Anytime you use a computer algorithm, it is susceptible to tampering and tweaking regardless of the so-called safeguards that the researchers supposedly employed. It goes back to that old saying about computers, if you put garbage in, you’ll get garbage out.

The study does acknowledge that blogs are more critical of candidates than other new media outlets. This I would believe. However, the general results from this study lump blogs in with the rest of the media. In relation to the coverage of Obama, this will tend to raise the negatives while hiding the generally uncritical reporting on Obama by the mainstream media. Digging deeper into this study, you find that blogs on both ends of the political spectrum are harsher towards Obama than the news media in general. However, the study does not include a similar breakout for the mainstream media like they do for blogs. In other words, you cannot compare the tone of coverage given by blogs with that of the mainstream media.

Reports such as these that “show” more negative coverage of Obama lets the mainstream media get away with their fawning and generally uncritical reporting on him.

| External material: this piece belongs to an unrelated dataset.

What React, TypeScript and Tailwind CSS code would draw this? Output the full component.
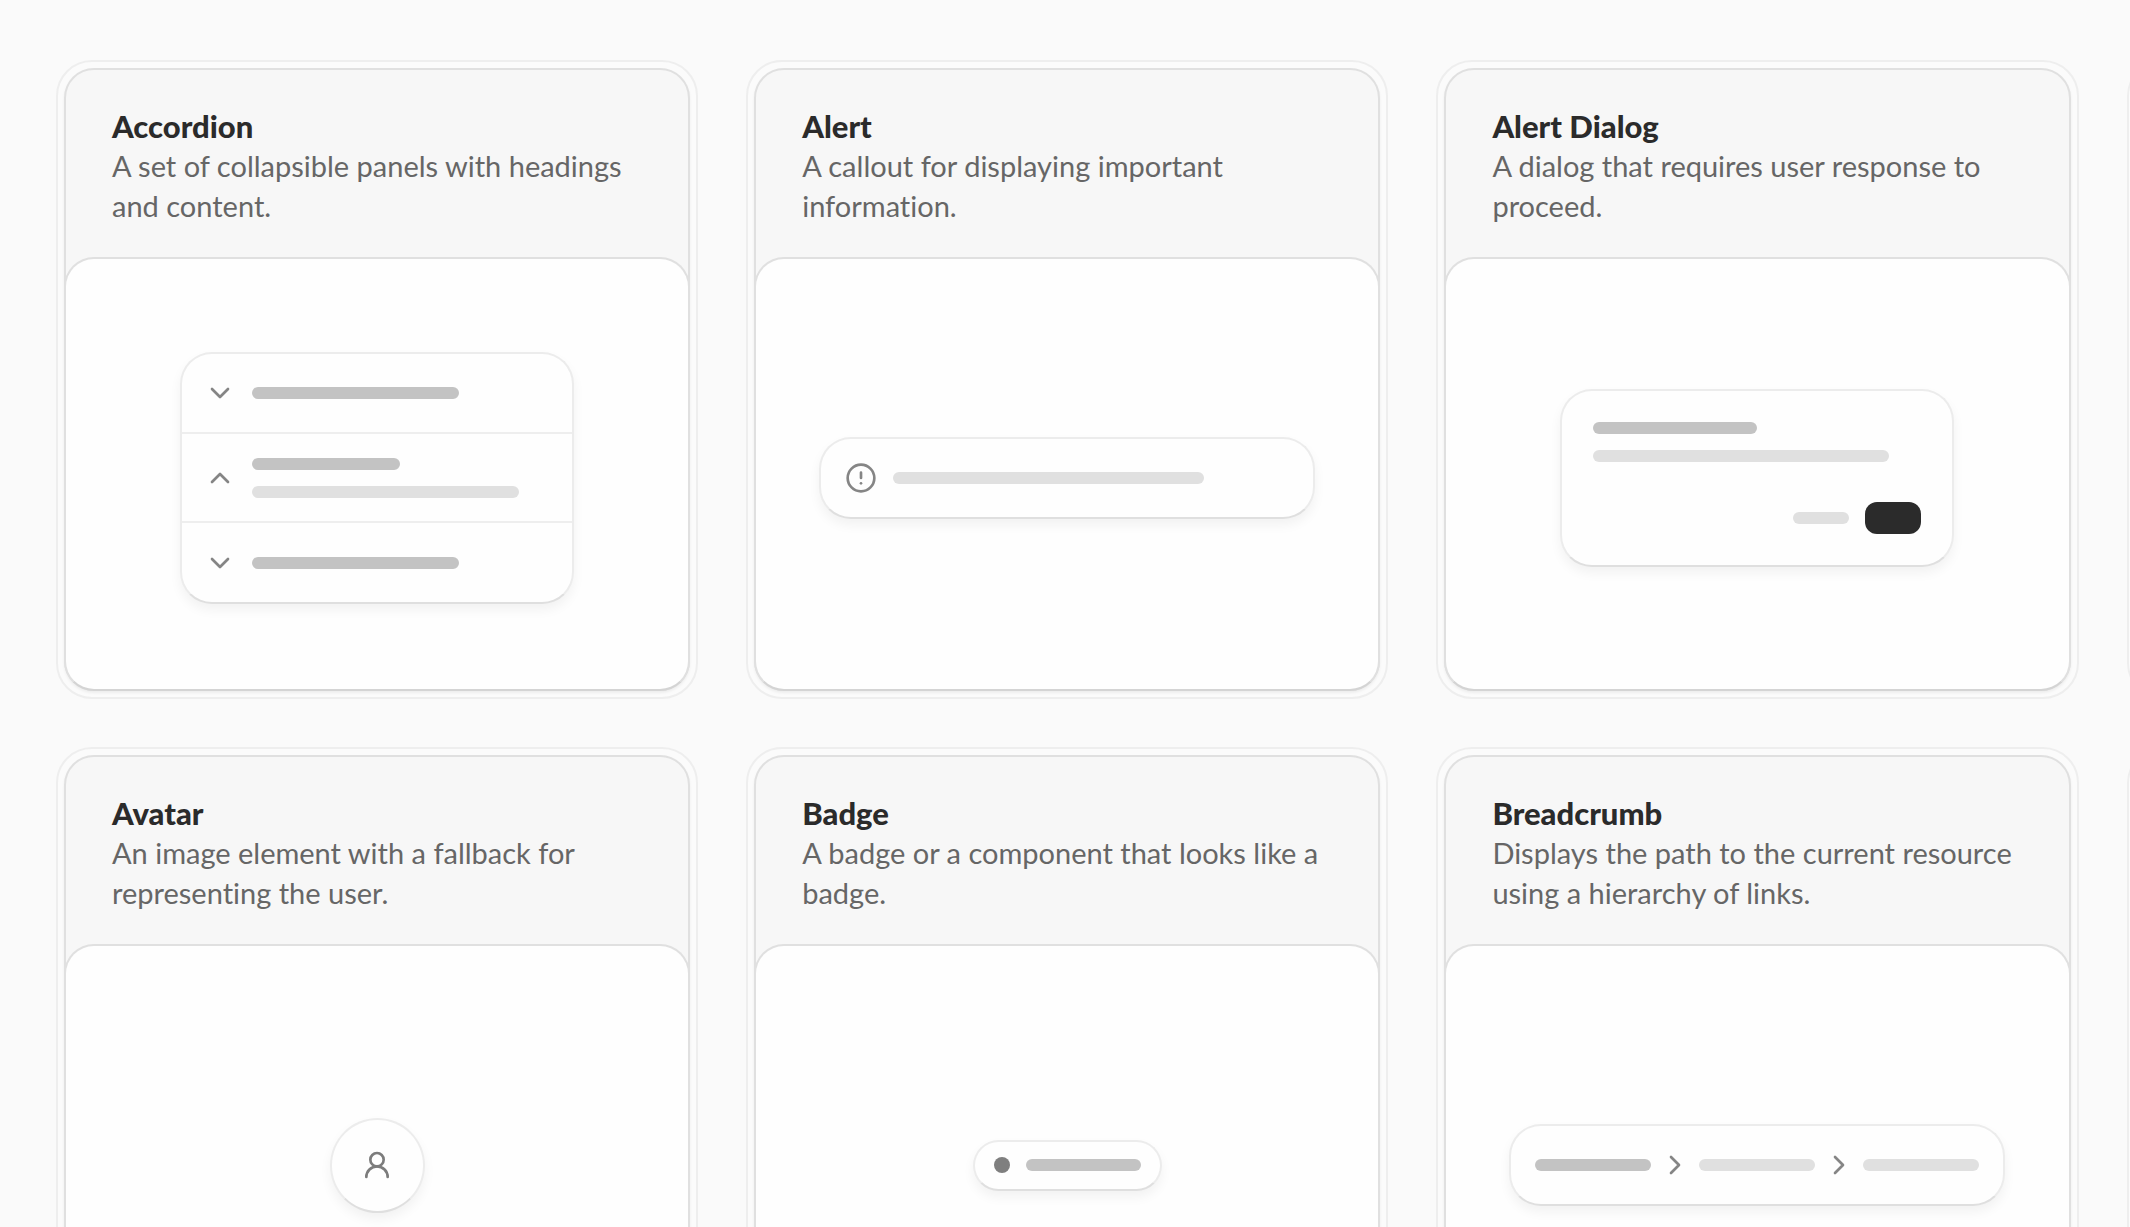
import type { ReactNode } from "react";
import {
  ChevronDown,
  ChevronRight,
  ChevronUp,
  CircleAlert,
  UserRound,
} from "lucide-react";

const surface =
  "border-2 border-[#ececec] border-b-[#dfdfdf] bg-[#fefefe] bg-clip-padding shadow-[0_6px_12px_rgba(0,0,0,0.05)]";

function Bar({ className, strong = false }: { className: string; strong?: boolean }) {
  return (
    <div className={`h-3 rounded-full ${strong ? "bg-[#c3c3c3]" : "bg-[#e0e0e0]"} ${className}`} />
  );
}

function AccordionPreview() {
  return (
    <div className={`w-[394px] divide-y-2 divide-[#eeeeee] rounded-[32px] ${surface}`}>
      <div className="flex h-20 items-center gap-4 px-[22px]">
        <ChevronDown className="size-8 text-[#858585]" />
        <Bar strong className="w-[207px]" />
      </div>
      <div className="flex h-[89px] items-center gap-4 px-[22px]">
        <ChevronUp className="size-8 text-[#858585]" />
        <div className="flex flex-col gap-4">
          <Bar strong className="w-[148px]" />
          <Bar className="w-[267px]" />
        </div>
      </div>
      <div className="flex h-[79px] items-center gap-4 px-[22px]">
        <ChevronDown className="size-8 text-[#858585]" />
        <Bar strong className="w-[207px]" />
      </div>
    </div>
  );
}

function AlertPreview() {
  return (
    <div className={`flex h-[82px] w-[496px] items-center gap-4 rounded-[32px] px-6 ${surface}`}>
      <CircleAlert className="size-8 text-[#858585]" />
      <Bar className="w-[311px]" />
    </div>
  );
}

function AlertDialogPreview() {
  return (
    <div className={`w-[394px] rounded-[32px] p-[31px] ${surface}`}>
      <div className="flex flex-col gap-4">
        <Bar strong className="w-[164px]" />
        <Bar className="w-[296px]" />
      </div>
      <div className="mt-10 flex items-center justify-end gap-4">
        <Bar className="w-14" />
        <div className="h-8 w-14 rounded-xl bg-[#2b2b2b]" />
      </div>
    </div>
  );
}

function AvatarPreview() {
  return (
    <div className={`flex size-[95px] items-center justify-center rounded-full ${surface}`}>
      <UserRound className="size-8 text-[#7c7c7c]" />
    </div>
  );
}

function BadgePreview() {
  return (
    <div className={`flex h-[51px] items-center gap-4 rounded-full px-[19px] ${surface}`}>
      <div className="size-4 rounded-full bg-[#7f7f7f]" />
      <Bar strong className="w-[115px]" />
    </div>
  );
}

function BreadcrumbPreview() {
  return (
    <div className={`flex h-[82px] w-[496px] items-center gap-2 rounded-[32px] px-6 ${surface}`}>
      <Bar strong className="flex-1" />
      <ChevronRight className="size-8 text-[#858585]" />
      <Bar className="flex-1" />
      <ChevronRight className="size-8 text-[#858585]" />
      <Bar className="flex-1" />
    </div>
  );
}

type CardProps = { title?: string; description?: string; children?: ReactNode };

function Card({ title, description, children }: CardProps) {
  return (
    <article className="rounded-[36px] border-2 border-[#eeeeee] bg-[#fbfbfb] p-1.5">
      <a
        href="#"
        className="flex h-full flex-col rounded-[30px] border-2 border-[#e0e0e0] bg-[#f7f7f7] shadow-[0_2px_3px_rgba(0,0,0,0.06)]"
      >
        <div className="h-[187px] px-[46px] pt-9">
          <h2 className="text-[31px] leading-10 font-black text-[#2b2b2b]">{title}</h2>
          <p className="text-[29px] leading-10 text-[#666666] [font-variant-ligatures:none]">
            {description}
          </p>
        </div>
        <div className="-mx-0.5 -mb-0.5 flex h-[434px] items-center justify-center rounded-[30px] border-2 border-[#e0e0e0] border-b-[#d4d4d4] bg-[#fefefe] pt-2">
          {children}
        </div>
      </a>
    </article>
  );
}

const cards: CardProps[] = [
  {
    title: "Accordion",
    description: "A set of collapsible panels with headings and content.",
    children: <AccordionPreview />,
  },
  {
    title: "Alert",
    description: "A callout for displaying important information.",
    children: <AlertPreview />,
  },
  {
    title: "Alert Dialog",
    description: "A dialog that requires user response to proceed.",
    children: <AlertDialogPreview />,
  },
  {},
  {
    title: "Avatar",
    description: "An image element with a fallback for representing the user.",
    children: <AvatarPreview />,
  },
  {
    title: "Badge",
    description: "A badge or a component that looks like a badge.",
    children: <BadgePreview />,
  },
  {
    title: "Breadcrumb",
    description: "Displays the path to the current resource using a hierarchy of links.",
    children: <BreadcrumbPreview />,
  },
  {},
];

export default function App() {
  return (
    <main className="h-screen overflow-hidden bg-[#fafafa] pt-[60px] pl-14 font-['Lato',sans-serif]">
      <div className="grid grid-cols-[repeat(4,30.15vw)] gap-12">
        {cards.map((card, i) => (
          <Card key={i} {...card} />
        ))}
      </div>
    </main>
  );
}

If the mainstream media were actually taking a negative approach towards Obama, you would see in-depth, critical stories hammering his administration over Project Gunwalker. As it is, you have Sharyl Attkisson at CBS, William LaJeunesse at Fox, and sometimes Richard Solarno at the LA Times writing about it. The New York Times, the Washington Post, NBC, CNN, ABC, and the rest of the elite media would just as soon not write about Project Gunwalker. They’d rather focus on the astro-turfed Occupy Wall Street nonsense.